--- start SOURCE MATERIAL ---

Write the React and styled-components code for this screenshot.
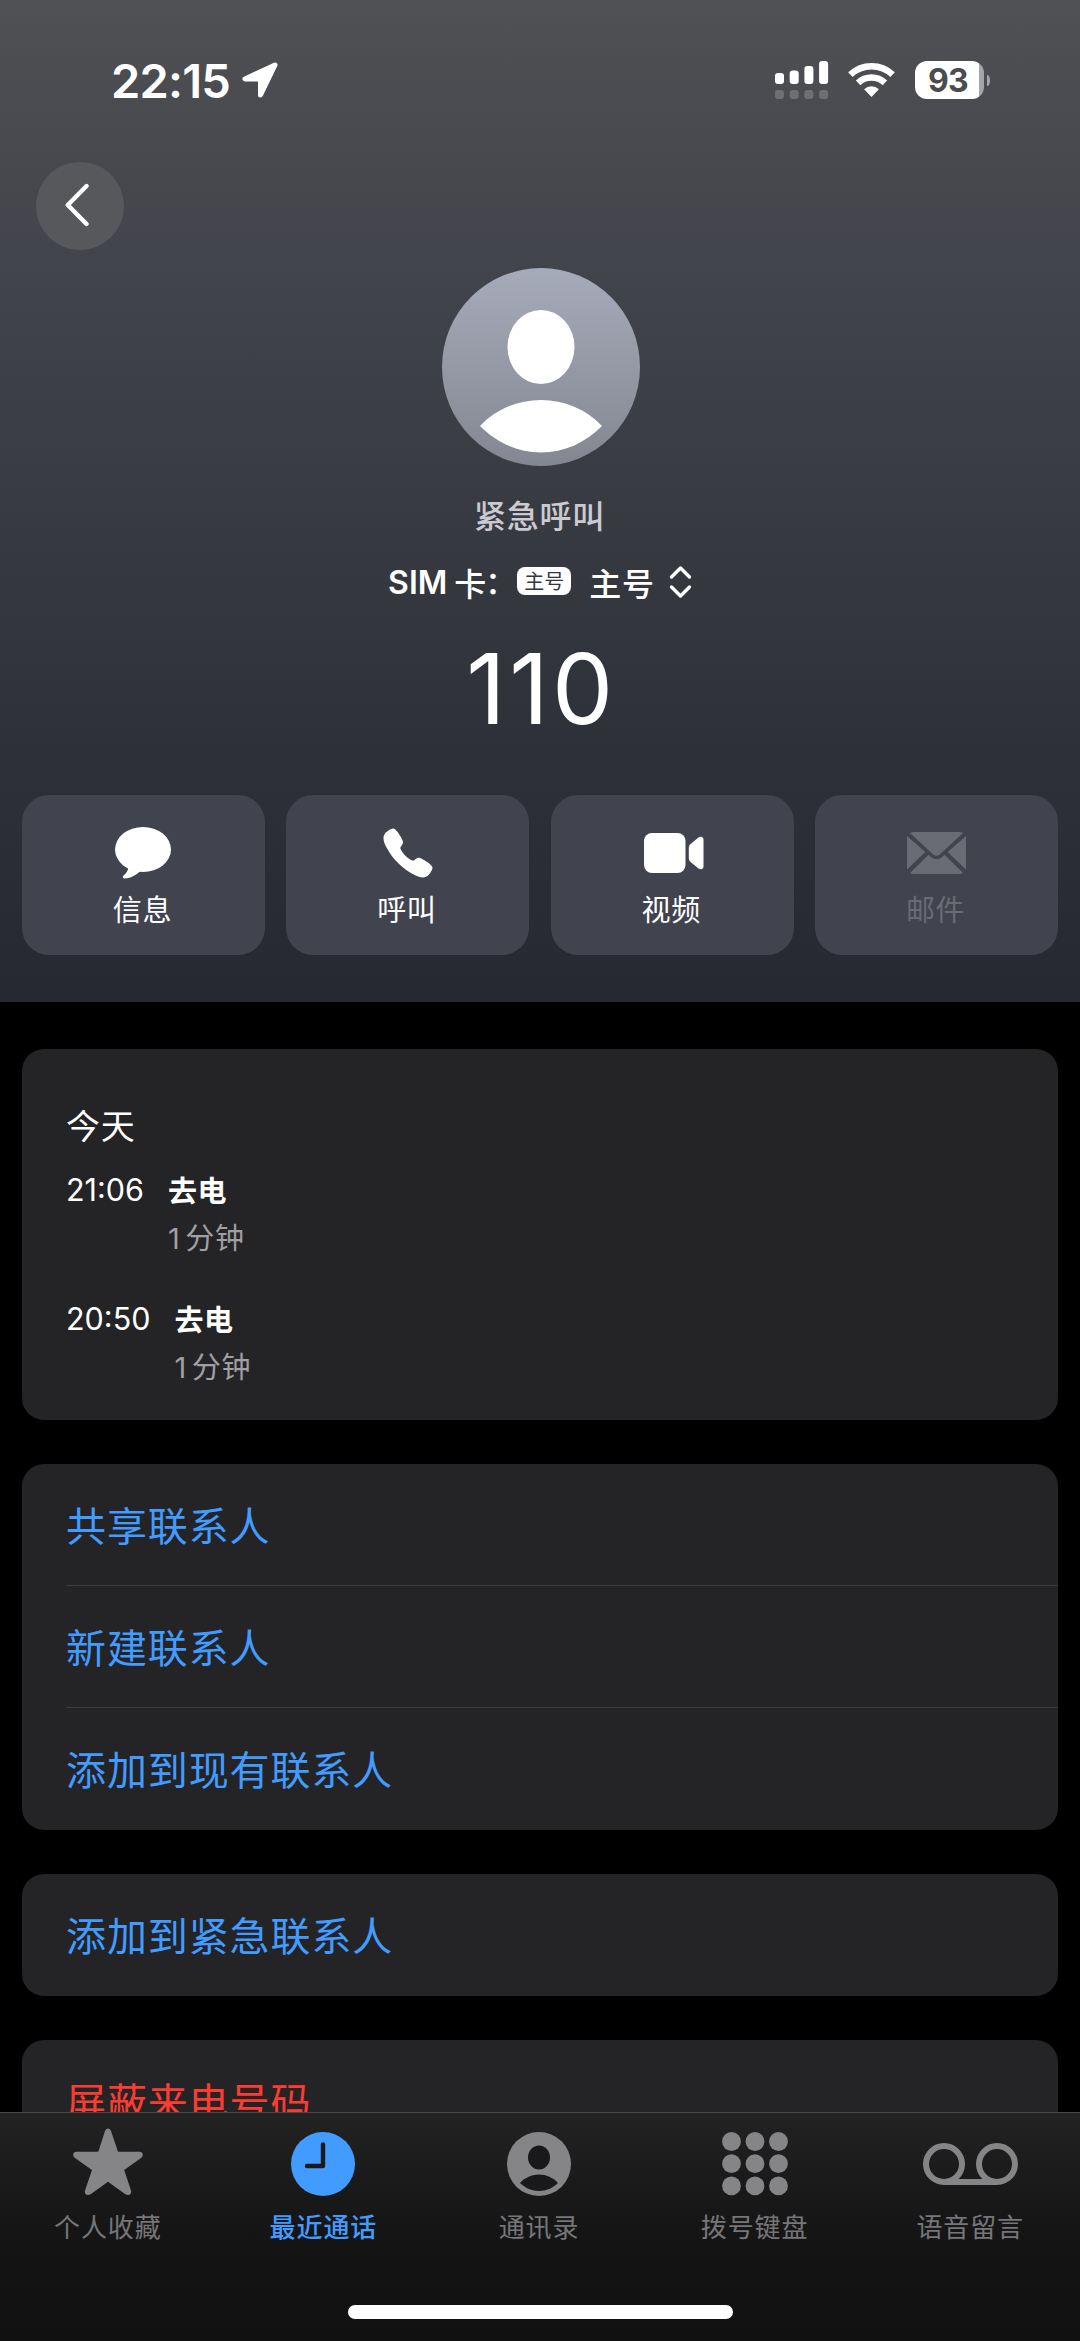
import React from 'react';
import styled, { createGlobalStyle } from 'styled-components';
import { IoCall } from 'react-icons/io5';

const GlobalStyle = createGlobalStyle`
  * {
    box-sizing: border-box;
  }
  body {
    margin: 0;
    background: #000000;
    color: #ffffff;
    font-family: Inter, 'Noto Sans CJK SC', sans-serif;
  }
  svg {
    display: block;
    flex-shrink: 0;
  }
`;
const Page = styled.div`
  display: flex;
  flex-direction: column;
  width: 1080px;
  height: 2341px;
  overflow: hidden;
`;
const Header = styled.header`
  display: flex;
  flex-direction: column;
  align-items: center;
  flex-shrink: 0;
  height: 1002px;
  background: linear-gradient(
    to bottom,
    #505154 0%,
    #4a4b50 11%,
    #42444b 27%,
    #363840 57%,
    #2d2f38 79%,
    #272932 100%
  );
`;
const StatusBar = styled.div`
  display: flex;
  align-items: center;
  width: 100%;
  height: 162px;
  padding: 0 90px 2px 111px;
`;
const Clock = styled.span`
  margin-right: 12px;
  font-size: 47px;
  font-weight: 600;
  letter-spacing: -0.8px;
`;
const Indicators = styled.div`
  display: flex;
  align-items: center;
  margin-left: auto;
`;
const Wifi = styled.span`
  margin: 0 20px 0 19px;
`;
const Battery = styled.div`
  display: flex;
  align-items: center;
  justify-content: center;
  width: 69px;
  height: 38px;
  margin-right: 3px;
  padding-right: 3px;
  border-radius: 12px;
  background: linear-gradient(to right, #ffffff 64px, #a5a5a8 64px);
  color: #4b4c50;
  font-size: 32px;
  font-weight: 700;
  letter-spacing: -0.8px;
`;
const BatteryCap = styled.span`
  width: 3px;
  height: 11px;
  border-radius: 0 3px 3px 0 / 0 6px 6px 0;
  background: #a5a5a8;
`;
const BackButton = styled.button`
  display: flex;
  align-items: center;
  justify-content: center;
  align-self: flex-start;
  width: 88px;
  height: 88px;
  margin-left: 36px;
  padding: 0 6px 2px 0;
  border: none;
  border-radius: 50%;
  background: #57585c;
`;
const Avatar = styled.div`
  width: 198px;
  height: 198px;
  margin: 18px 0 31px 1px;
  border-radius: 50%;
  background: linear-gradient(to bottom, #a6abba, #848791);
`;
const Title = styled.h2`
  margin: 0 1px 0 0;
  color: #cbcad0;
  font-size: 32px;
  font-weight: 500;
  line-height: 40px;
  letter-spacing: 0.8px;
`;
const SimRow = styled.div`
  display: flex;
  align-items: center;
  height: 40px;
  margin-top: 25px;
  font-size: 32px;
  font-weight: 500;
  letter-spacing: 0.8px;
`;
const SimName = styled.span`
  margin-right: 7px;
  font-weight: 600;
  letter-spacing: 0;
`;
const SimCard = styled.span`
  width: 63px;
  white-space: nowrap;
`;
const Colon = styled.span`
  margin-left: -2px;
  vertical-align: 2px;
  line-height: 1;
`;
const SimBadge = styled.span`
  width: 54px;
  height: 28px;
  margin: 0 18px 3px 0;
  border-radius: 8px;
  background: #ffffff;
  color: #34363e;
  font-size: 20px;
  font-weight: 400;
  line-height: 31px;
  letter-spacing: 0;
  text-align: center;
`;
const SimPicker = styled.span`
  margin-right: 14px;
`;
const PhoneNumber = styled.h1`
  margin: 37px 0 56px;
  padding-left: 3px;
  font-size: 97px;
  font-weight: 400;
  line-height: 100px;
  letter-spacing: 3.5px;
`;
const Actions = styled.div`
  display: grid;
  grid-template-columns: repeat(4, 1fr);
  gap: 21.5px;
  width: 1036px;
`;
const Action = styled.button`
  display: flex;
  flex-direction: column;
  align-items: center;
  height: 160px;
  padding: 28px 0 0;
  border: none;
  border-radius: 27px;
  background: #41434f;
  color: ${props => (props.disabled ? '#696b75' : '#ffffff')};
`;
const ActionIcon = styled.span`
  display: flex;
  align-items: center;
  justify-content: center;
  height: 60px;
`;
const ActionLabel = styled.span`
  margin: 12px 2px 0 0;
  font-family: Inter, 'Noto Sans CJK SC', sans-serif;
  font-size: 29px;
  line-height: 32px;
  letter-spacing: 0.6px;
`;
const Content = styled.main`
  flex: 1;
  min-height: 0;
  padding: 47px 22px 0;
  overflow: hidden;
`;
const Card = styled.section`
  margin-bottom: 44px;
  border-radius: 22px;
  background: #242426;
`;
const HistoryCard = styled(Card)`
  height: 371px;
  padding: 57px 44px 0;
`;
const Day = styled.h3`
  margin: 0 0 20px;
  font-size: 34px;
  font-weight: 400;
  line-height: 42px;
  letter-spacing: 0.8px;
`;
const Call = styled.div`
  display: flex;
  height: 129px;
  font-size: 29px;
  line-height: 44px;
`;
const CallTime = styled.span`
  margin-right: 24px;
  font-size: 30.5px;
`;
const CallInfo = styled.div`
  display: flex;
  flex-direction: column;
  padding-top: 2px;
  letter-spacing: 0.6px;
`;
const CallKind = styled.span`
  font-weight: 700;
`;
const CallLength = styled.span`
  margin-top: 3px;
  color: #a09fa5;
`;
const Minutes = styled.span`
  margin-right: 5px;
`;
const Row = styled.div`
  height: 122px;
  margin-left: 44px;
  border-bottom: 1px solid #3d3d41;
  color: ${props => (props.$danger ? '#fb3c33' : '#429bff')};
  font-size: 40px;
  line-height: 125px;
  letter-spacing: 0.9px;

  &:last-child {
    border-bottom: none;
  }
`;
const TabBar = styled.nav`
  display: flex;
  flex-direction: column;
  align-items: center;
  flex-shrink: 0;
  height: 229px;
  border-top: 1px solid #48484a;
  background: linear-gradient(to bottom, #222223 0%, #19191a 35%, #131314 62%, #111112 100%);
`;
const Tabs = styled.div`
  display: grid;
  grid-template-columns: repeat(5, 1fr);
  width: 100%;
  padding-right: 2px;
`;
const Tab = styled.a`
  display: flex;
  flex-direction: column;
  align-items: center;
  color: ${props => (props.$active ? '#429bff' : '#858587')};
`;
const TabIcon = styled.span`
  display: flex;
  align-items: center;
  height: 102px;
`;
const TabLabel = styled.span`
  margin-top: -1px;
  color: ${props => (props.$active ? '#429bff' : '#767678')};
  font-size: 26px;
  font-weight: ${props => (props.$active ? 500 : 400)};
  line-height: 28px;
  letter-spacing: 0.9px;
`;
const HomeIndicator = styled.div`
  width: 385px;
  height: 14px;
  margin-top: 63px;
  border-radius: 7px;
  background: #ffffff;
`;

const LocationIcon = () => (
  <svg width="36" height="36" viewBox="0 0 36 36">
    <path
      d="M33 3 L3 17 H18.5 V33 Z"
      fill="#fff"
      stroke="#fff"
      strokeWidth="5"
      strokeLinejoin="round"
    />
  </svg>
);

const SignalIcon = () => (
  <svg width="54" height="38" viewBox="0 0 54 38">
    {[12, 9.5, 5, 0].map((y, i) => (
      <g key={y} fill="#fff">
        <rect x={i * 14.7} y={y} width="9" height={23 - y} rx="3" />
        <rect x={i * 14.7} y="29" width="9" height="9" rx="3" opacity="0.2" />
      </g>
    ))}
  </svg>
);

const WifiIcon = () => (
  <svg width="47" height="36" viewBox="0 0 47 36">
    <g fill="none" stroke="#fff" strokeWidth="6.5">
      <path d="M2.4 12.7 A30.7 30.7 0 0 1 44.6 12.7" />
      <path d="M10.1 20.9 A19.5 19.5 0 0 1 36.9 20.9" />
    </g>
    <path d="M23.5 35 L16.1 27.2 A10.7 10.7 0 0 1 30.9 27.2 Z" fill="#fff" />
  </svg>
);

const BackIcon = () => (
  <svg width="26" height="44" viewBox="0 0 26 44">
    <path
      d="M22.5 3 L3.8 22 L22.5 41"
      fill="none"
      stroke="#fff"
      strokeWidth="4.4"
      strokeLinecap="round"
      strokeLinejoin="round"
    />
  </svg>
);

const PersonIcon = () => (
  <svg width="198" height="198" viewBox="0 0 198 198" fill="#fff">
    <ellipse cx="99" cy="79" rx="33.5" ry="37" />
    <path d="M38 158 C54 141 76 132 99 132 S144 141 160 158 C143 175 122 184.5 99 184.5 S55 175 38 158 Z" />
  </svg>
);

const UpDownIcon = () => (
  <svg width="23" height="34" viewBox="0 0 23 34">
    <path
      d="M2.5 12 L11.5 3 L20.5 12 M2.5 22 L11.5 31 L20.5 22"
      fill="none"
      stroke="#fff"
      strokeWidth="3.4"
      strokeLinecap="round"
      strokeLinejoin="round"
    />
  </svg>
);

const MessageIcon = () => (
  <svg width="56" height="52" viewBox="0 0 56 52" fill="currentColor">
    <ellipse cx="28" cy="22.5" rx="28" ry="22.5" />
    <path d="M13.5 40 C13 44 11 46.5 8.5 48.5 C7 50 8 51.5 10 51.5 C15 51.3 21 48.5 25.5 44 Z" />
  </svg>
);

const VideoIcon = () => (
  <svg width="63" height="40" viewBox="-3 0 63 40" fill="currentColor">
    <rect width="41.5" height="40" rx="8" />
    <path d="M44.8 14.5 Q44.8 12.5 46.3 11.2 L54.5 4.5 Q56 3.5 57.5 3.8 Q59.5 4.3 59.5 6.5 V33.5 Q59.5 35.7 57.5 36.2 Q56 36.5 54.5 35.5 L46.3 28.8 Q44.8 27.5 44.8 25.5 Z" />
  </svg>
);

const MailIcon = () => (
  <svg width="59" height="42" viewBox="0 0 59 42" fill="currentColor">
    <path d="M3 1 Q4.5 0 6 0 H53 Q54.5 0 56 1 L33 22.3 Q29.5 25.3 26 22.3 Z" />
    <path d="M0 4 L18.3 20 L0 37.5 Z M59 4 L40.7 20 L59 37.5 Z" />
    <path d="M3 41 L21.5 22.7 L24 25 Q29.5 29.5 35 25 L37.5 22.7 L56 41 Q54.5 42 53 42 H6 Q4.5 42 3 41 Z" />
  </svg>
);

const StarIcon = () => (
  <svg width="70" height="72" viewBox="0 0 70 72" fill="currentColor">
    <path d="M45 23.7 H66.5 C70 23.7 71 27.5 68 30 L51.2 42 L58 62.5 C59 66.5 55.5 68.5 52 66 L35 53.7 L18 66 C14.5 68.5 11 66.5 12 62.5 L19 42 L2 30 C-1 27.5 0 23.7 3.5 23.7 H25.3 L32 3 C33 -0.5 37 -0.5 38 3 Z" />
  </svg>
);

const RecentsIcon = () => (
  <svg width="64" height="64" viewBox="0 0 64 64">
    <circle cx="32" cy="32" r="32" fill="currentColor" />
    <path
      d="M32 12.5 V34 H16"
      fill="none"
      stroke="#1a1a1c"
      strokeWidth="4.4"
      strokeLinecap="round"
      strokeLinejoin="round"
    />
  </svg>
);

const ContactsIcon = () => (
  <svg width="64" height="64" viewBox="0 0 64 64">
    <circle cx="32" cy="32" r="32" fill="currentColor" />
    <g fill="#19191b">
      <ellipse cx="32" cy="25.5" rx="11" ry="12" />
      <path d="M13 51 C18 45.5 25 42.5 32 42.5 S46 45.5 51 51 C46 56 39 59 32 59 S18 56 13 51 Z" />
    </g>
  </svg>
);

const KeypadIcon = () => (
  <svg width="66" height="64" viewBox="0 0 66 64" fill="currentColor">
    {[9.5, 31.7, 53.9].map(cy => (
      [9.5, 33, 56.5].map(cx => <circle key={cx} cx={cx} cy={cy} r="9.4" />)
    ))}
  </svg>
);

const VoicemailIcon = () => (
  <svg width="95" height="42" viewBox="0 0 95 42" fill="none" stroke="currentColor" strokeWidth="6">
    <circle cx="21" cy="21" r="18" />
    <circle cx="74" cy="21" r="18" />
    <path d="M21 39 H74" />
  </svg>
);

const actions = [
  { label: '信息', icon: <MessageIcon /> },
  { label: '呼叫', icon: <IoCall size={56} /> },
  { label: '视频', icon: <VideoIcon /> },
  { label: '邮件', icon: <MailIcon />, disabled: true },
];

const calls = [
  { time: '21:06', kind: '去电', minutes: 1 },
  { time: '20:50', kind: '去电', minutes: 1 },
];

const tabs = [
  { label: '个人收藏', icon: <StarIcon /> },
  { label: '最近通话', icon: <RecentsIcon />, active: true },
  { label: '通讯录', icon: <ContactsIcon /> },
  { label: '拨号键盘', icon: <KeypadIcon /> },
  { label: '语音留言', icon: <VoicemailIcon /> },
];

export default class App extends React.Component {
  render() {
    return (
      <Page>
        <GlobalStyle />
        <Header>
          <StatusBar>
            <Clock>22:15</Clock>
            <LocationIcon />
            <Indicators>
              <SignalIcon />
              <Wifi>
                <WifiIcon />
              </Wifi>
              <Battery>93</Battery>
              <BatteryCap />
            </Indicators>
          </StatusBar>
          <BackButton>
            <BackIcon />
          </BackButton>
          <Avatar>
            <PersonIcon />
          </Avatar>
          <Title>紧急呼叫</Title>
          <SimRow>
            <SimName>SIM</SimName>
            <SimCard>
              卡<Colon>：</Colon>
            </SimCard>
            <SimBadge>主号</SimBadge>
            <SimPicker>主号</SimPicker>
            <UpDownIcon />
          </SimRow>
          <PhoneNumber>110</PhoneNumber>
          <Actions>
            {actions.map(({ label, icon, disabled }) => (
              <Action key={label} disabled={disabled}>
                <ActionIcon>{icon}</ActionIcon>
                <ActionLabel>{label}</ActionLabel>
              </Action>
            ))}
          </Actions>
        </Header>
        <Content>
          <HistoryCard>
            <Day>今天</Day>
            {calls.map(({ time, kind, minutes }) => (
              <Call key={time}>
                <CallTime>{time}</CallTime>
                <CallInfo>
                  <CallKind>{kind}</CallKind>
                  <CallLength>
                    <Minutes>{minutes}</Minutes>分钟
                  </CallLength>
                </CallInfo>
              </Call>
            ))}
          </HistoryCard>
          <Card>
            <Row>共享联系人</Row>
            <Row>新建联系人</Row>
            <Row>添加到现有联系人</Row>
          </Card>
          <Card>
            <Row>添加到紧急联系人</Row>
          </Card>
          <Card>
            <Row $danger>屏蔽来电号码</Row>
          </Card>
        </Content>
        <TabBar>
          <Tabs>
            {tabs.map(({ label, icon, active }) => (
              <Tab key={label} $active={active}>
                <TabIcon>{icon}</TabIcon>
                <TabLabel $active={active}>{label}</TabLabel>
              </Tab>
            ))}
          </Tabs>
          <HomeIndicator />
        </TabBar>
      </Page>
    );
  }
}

--- end SOURCE MATERIAL ---

• _GIVEN INSTRUCTION_: From the data above, copy each line where the string "components" appears.

• _WRITTEN ANSWER_:
Write the React and styled-components code for this screenshot.
import styled, { createGlobalStyle } from 'styled-components';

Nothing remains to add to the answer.